TASK TO CARRY OUT →
For every line in the records that has the word "screenshot", make a copy.

ENTRIES SHOWN →
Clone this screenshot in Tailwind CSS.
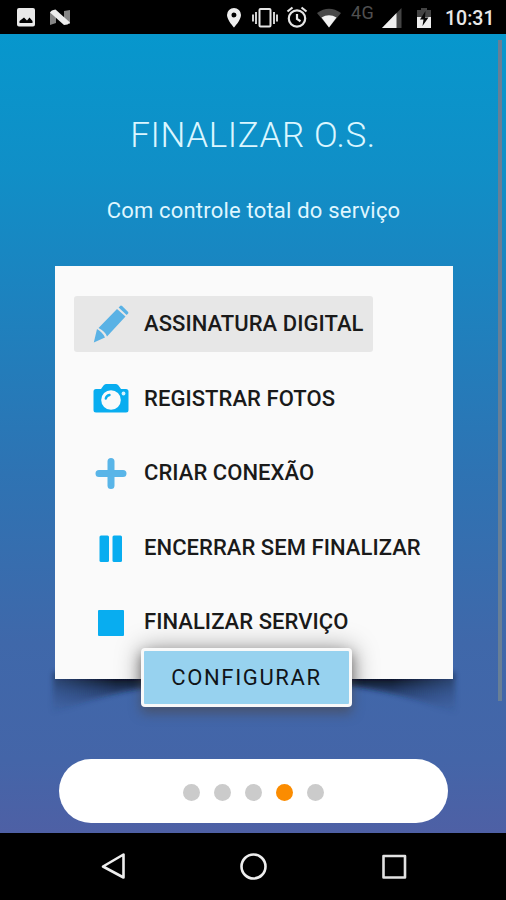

==

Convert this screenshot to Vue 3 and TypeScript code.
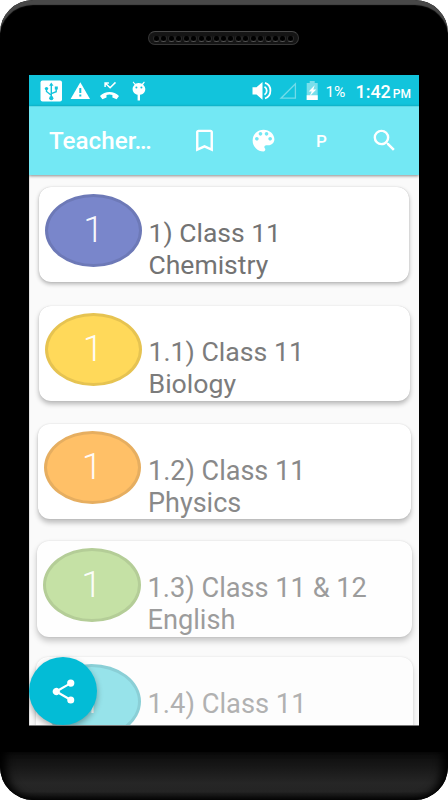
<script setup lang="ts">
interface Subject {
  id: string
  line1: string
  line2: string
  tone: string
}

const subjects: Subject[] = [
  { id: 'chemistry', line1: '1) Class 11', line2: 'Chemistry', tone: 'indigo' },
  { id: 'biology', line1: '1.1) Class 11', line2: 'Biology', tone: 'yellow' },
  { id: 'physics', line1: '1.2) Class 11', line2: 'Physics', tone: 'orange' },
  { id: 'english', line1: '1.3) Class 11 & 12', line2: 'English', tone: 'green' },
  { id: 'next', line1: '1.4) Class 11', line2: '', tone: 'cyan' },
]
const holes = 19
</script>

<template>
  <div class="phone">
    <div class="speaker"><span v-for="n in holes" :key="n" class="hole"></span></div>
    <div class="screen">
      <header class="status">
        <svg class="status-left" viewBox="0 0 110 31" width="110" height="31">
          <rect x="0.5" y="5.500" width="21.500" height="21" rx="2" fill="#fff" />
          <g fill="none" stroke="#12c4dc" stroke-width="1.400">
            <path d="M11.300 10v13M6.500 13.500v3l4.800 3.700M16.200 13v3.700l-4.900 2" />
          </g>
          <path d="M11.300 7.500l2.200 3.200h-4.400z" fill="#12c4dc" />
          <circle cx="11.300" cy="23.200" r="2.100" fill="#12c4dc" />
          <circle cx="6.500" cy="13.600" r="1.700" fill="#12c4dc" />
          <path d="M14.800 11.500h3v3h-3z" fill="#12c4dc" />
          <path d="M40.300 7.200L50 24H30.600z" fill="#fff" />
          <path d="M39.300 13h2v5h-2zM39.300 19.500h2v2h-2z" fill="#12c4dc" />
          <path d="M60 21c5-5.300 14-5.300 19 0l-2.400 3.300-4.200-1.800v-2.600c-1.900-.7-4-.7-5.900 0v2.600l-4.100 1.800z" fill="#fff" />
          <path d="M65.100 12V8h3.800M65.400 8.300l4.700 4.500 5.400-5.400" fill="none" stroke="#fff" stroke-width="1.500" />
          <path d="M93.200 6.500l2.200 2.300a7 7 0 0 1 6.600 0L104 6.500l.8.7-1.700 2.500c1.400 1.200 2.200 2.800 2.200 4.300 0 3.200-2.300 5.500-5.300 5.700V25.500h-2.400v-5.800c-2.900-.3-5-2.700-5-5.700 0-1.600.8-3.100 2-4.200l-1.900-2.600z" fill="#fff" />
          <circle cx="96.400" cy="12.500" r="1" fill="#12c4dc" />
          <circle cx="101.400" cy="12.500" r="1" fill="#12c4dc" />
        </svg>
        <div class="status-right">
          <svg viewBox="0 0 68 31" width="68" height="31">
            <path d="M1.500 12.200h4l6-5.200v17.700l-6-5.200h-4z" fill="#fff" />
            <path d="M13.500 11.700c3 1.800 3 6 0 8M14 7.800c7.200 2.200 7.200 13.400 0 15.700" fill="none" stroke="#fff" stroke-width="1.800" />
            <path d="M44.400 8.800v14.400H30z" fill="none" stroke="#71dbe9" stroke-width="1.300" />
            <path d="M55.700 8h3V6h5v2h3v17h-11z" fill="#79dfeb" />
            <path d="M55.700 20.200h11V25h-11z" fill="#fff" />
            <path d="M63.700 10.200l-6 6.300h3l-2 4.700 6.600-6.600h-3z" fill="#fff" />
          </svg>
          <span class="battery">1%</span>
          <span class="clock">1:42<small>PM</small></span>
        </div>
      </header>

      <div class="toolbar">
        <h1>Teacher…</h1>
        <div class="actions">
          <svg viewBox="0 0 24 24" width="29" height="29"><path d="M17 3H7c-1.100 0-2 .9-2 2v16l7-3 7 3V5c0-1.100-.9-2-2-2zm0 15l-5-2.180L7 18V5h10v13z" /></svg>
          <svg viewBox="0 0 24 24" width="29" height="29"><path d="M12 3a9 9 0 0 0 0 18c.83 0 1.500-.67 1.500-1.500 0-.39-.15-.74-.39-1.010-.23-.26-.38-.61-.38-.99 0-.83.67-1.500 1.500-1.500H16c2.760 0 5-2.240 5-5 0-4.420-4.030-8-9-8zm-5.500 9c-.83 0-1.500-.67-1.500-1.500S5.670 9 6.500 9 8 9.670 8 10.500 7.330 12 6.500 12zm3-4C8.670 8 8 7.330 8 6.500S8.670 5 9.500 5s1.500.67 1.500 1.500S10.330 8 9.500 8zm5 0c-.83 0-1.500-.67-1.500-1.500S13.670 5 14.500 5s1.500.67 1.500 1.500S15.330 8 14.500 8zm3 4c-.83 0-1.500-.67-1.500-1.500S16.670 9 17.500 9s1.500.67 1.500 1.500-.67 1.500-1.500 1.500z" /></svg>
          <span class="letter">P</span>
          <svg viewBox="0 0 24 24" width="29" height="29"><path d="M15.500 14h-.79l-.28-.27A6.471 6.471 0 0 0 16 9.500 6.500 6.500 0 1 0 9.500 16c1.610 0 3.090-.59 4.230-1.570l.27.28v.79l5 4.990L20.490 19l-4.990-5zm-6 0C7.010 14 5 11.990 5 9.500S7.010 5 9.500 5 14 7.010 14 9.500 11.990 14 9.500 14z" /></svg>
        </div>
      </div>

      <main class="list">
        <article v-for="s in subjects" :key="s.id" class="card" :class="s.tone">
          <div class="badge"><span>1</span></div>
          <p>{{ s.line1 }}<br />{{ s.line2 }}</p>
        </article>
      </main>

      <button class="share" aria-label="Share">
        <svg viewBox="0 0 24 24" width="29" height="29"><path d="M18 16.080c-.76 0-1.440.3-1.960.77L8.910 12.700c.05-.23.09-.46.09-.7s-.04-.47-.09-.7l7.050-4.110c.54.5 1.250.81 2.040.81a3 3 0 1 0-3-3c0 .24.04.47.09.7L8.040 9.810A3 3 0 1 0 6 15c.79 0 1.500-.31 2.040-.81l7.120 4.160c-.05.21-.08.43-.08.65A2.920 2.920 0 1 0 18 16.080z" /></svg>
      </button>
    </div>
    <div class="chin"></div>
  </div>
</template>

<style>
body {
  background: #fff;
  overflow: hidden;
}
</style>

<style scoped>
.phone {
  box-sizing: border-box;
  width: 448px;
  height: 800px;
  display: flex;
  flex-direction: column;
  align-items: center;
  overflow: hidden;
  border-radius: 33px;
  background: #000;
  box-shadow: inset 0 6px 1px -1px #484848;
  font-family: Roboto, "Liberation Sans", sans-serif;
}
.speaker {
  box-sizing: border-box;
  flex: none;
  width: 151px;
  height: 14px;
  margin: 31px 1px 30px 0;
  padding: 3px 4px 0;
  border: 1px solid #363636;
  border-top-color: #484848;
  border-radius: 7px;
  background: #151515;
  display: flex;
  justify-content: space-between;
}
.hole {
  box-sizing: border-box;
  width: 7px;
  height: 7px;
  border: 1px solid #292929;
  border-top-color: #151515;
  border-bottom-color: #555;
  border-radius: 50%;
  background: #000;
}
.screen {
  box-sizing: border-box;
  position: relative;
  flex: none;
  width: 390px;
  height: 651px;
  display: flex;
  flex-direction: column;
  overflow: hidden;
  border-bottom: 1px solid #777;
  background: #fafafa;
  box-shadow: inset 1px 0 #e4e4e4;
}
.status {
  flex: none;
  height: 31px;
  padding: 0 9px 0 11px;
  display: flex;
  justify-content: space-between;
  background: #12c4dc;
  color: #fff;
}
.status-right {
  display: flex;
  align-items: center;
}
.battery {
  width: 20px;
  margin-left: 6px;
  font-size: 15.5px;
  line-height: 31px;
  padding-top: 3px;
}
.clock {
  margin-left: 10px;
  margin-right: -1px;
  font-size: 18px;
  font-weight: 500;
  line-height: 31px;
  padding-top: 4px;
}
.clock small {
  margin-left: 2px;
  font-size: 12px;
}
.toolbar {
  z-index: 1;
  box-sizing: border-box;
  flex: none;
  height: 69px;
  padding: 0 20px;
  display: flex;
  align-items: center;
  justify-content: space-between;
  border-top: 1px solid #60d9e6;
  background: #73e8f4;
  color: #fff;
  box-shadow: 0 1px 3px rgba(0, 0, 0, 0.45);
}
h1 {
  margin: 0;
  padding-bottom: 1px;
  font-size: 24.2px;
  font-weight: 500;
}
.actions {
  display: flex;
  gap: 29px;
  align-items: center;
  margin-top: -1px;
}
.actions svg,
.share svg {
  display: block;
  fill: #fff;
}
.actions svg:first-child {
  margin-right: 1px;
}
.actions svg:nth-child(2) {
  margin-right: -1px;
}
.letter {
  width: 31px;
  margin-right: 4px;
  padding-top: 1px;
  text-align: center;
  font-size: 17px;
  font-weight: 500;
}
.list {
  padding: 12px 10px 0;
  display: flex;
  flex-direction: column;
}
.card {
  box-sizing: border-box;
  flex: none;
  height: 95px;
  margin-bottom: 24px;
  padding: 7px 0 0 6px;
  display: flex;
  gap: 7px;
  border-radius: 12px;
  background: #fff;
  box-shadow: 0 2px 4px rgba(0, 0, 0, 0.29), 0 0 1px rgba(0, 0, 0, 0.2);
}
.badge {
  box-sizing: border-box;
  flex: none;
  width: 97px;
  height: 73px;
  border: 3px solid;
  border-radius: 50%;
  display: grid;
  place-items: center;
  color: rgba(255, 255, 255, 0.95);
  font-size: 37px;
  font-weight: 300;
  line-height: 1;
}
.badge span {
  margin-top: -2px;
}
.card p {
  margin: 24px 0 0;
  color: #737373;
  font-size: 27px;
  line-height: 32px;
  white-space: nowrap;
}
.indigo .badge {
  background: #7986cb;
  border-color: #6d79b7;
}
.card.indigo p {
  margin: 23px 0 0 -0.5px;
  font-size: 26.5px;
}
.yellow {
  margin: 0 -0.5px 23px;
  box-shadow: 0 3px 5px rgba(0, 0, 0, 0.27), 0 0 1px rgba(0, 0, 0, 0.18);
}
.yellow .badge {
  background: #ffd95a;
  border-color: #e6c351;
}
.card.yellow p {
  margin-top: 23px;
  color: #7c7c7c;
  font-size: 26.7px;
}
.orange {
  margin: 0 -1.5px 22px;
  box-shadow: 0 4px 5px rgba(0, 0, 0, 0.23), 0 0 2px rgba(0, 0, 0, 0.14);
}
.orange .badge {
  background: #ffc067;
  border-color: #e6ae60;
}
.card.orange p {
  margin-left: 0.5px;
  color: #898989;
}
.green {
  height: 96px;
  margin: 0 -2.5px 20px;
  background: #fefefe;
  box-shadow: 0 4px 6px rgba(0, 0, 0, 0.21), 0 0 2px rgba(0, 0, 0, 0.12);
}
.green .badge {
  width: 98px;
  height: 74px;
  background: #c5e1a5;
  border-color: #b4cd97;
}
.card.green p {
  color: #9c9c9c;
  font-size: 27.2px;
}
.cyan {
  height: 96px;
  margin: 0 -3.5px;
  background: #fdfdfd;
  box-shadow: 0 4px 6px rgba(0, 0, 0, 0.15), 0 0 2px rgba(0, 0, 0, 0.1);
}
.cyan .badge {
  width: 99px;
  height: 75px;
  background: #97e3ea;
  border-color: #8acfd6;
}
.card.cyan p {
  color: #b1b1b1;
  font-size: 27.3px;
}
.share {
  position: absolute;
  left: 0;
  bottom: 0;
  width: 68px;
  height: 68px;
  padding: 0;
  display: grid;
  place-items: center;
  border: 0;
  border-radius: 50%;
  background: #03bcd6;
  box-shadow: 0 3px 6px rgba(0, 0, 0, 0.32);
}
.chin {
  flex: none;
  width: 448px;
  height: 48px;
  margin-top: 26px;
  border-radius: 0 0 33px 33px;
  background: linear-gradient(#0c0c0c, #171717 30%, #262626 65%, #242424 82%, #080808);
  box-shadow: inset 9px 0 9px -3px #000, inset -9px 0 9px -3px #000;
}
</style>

PROBLEM SOLUTION →
Clone this screenshot in Tailwind CSS.
Convert this screenshot to Vue 3 and TypeScript code.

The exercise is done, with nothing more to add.